Prediction: I love them. Hopefully, they're not TOO cool for America.
Results: OUT (Judges Decision. Howard Stern voted yes. Sharon and Howie voted for All Wheel Sport. Apparently, too cool for some of the judges)
Dry wit. Count me in.
9. Jacob Williams
This comedian is just so depressing and sad to look at... and that's what makes him absolutely hilarious. His skits are constant jabs at himself. He's awkward and weird and so so funny. The material for this particular skit wasn't as strong as I've seen him do before, but if America appreciates funny- they'll appreciate Jacob.
Prediction: YES
Results: IN

10. All Beef Patty
Drag queen. Nick Cannon said she looked like a big Nicki Minaj. That was accurate. The performance featured half-naked men (shocker!). The singing is subpar. 
Prediction: Sorry, lady... er.. Sir.
Results: OUT

11. Spencer Horsman
The poor man's David Blaine.

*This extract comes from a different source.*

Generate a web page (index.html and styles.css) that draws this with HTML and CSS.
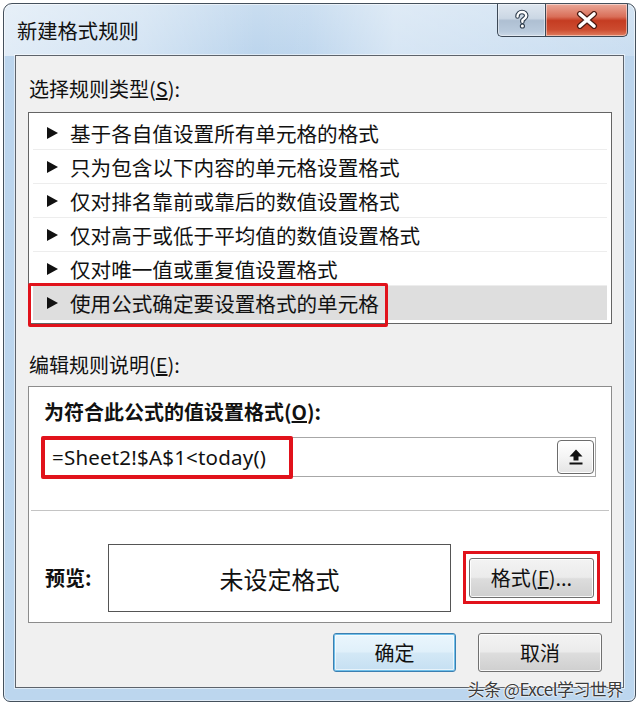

Spencer is an escape artist. Before, he has done some things that had me at the edge of my couch. This time around, he had 45 seconds to escape some sort of box with lots of locks. He escaped and still had 15 seconds left on the clock. We didn't want to see him fall in that bed of needles, but escaping 15 seconds before the time is up is not exciting.
Oh, look, lights!
Prediction: He won't escape elimination.
Results: OUT

12. Lightwire Theater
Remember Team Illuminate which finished third on AGT's 6th season? Well, this is just like that... but they're not the first to do it, so it's boring.

Prediction: I don't see the coolness in these lights-in-the-dark acts anymore, but the judges gave them a Standing O. I'm torn.